■ Problem: From the listing below, pull out every line where the string "this" appears.

■ Data extract:
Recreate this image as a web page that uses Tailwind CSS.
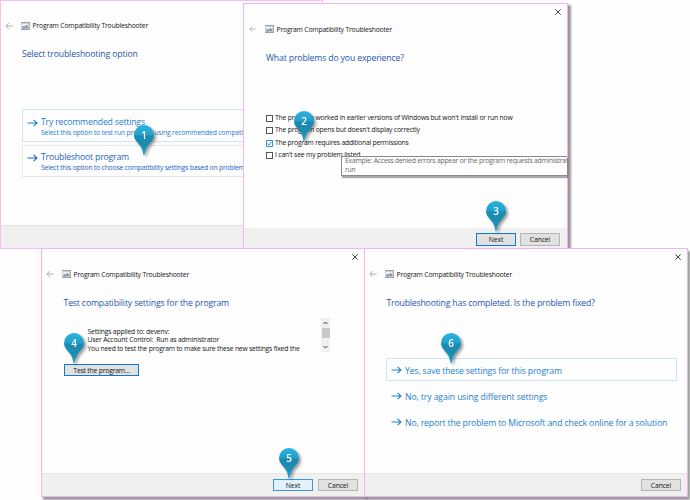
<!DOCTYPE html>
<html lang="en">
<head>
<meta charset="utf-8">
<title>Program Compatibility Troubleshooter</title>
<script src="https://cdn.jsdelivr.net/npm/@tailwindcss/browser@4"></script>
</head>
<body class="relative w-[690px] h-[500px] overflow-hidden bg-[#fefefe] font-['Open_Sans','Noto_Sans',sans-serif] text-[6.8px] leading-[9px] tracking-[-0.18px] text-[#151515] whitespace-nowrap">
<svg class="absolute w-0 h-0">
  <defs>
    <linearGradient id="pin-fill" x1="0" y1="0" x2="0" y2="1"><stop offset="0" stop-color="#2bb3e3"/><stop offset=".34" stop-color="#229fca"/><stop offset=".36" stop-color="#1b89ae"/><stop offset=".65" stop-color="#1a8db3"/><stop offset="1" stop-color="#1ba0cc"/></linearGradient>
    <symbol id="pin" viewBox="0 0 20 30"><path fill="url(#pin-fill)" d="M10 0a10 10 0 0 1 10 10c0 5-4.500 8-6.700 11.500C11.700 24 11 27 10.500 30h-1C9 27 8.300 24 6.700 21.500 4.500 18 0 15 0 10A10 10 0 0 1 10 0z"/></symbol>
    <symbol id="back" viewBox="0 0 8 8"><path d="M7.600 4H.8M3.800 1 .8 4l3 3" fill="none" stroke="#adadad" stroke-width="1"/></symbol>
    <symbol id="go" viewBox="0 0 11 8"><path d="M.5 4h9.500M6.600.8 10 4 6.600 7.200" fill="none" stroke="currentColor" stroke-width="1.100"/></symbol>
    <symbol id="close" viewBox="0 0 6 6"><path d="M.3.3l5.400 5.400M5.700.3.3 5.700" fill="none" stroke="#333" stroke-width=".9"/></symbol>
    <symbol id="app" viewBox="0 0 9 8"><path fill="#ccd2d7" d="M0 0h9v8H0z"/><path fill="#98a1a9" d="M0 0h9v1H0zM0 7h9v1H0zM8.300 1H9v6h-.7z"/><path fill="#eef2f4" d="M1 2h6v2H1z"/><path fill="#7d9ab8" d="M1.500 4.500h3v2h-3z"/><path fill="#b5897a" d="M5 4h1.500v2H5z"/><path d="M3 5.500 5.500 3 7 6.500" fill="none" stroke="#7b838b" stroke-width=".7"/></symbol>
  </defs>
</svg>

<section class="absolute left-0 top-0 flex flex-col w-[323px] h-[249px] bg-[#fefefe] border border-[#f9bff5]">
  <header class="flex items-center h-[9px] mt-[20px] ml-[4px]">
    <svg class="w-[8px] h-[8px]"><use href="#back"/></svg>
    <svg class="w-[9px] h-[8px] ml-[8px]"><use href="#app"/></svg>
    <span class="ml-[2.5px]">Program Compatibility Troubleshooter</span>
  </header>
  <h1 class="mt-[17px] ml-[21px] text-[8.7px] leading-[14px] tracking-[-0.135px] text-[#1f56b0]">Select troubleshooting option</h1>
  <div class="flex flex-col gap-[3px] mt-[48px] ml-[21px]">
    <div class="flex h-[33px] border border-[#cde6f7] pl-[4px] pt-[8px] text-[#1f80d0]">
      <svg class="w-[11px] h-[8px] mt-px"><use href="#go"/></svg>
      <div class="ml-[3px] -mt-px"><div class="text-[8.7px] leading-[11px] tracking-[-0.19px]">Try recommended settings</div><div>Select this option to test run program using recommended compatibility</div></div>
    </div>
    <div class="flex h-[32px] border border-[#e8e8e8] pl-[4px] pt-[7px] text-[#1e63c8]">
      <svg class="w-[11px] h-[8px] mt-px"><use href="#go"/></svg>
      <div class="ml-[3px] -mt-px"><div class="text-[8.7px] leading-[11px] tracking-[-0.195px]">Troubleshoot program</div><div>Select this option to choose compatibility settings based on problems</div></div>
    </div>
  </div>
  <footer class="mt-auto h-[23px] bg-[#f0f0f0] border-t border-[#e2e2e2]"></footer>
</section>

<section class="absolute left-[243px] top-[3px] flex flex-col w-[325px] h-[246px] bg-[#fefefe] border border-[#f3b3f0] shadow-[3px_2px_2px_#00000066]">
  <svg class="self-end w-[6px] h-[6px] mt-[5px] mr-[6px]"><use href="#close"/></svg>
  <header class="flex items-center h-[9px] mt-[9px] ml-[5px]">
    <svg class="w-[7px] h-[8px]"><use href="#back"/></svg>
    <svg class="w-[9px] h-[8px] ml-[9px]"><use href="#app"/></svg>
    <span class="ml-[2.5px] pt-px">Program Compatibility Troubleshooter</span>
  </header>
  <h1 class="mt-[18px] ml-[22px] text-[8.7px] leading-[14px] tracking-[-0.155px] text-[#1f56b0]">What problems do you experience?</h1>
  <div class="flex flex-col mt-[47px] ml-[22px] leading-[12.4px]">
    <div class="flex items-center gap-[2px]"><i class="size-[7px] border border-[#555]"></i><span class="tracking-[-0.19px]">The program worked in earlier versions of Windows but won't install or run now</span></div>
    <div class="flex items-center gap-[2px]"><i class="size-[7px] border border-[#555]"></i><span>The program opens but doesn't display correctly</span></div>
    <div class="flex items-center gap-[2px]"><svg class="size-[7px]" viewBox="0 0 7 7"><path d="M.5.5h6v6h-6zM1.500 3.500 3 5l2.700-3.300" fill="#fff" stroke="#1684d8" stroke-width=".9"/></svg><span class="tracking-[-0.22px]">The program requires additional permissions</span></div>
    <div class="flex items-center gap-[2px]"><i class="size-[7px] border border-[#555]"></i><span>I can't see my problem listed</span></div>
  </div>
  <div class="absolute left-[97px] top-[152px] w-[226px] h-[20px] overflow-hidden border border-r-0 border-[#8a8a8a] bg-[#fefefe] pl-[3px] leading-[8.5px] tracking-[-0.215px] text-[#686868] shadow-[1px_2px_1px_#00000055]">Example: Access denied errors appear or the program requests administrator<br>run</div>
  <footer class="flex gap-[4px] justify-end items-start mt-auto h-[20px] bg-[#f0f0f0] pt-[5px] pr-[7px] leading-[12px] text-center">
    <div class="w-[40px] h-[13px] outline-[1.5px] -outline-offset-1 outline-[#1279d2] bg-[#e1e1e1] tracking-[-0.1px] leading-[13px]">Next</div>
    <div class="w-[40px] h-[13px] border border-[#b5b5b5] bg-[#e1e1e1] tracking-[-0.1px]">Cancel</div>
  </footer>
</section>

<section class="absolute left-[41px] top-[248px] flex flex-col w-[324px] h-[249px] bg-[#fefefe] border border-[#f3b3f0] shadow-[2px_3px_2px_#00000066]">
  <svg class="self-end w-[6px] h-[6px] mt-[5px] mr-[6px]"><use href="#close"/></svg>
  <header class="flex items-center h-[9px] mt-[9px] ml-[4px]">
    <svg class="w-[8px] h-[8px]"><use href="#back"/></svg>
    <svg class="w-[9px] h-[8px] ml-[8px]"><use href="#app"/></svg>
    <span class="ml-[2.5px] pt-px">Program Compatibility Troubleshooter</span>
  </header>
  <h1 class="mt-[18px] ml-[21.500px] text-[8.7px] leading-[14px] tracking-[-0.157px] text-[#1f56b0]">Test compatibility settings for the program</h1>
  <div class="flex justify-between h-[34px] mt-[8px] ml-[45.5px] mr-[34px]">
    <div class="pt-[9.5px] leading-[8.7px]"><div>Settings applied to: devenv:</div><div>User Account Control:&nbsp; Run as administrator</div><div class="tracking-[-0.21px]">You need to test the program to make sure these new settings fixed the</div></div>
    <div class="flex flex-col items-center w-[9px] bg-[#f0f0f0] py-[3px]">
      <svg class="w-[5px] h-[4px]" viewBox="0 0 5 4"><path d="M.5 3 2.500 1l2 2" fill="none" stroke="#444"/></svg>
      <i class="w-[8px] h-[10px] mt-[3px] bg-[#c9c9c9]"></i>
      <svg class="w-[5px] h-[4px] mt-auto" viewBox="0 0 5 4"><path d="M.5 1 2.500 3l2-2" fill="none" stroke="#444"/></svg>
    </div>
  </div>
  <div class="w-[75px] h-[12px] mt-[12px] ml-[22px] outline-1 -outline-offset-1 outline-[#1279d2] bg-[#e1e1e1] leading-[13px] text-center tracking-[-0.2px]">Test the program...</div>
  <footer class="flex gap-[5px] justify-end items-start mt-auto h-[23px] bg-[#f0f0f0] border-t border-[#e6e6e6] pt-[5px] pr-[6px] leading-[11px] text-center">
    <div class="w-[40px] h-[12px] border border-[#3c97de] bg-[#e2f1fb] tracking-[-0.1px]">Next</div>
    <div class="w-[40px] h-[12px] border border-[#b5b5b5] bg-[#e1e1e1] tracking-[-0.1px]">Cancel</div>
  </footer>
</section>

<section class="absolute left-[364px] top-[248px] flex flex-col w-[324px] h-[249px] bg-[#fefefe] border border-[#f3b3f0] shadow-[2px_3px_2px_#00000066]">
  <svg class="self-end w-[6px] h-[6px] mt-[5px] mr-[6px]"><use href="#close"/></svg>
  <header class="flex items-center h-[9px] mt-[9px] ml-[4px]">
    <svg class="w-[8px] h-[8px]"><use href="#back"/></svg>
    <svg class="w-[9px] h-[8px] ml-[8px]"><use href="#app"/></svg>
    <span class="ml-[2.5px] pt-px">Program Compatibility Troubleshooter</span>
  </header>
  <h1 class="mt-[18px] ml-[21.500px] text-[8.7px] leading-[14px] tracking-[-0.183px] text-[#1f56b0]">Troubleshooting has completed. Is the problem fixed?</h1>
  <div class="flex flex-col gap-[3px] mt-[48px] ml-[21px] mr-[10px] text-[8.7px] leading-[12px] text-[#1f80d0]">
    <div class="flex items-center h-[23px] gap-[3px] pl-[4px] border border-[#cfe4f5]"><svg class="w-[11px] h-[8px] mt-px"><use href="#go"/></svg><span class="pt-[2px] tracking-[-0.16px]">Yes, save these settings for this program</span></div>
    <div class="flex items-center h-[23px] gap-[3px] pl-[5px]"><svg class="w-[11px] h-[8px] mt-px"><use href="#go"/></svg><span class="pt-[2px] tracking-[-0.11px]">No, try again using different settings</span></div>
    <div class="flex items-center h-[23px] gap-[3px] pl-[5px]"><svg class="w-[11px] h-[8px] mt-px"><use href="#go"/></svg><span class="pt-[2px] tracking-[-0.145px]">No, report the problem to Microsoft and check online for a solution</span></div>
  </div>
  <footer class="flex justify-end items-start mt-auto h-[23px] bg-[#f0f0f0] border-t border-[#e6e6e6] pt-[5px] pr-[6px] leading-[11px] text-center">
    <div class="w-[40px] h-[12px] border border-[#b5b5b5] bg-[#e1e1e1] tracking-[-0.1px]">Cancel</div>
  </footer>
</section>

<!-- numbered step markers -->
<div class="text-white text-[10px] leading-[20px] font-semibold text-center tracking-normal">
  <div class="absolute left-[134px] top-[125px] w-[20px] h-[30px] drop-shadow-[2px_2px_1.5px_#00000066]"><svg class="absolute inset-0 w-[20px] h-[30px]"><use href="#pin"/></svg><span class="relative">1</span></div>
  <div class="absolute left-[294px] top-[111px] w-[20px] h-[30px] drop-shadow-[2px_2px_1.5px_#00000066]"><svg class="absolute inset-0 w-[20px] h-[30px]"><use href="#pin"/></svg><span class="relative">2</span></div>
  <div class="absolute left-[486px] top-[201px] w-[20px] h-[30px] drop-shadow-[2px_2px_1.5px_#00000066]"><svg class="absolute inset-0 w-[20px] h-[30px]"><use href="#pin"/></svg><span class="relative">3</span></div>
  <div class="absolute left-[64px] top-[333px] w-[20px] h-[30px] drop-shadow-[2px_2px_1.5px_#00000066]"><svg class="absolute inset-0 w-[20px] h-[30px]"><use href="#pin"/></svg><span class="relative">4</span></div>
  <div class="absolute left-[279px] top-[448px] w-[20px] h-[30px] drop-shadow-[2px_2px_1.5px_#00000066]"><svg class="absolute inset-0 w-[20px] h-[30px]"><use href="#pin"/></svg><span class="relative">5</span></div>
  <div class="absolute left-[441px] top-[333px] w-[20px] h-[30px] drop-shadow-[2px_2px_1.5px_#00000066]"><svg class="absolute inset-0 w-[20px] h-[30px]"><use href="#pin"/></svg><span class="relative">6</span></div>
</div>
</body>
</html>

■ Result:
Recreate this image as a web page that uses Tailwind CSS.
      <div class="ml-[3px] -mt-px"><div class="text-[8.7px] leading-[11px] tracking-[-0.19px]">Try recommended settings</div><div>Select this option to test run program using recommended compatibility</div></div>
      <div class="ml-[3px] -mt-px"><div class="text-[8.7px] leading-[11px] tracking-[-0.195px]">Troubleshoot program</div><div>Select this option to choose compatibility settings based on problems</div></div>
    <div class="flex items-center h-[23px] gap-[3px] pl-[4px] border border-[#cfe4f5]"><svg class="w-[11px] h-[8px] mt-px"><use href="#go"/></svg><span class="pt-[2px] tracking-[-0.16px]">Yes, save these settings for this program</span></div>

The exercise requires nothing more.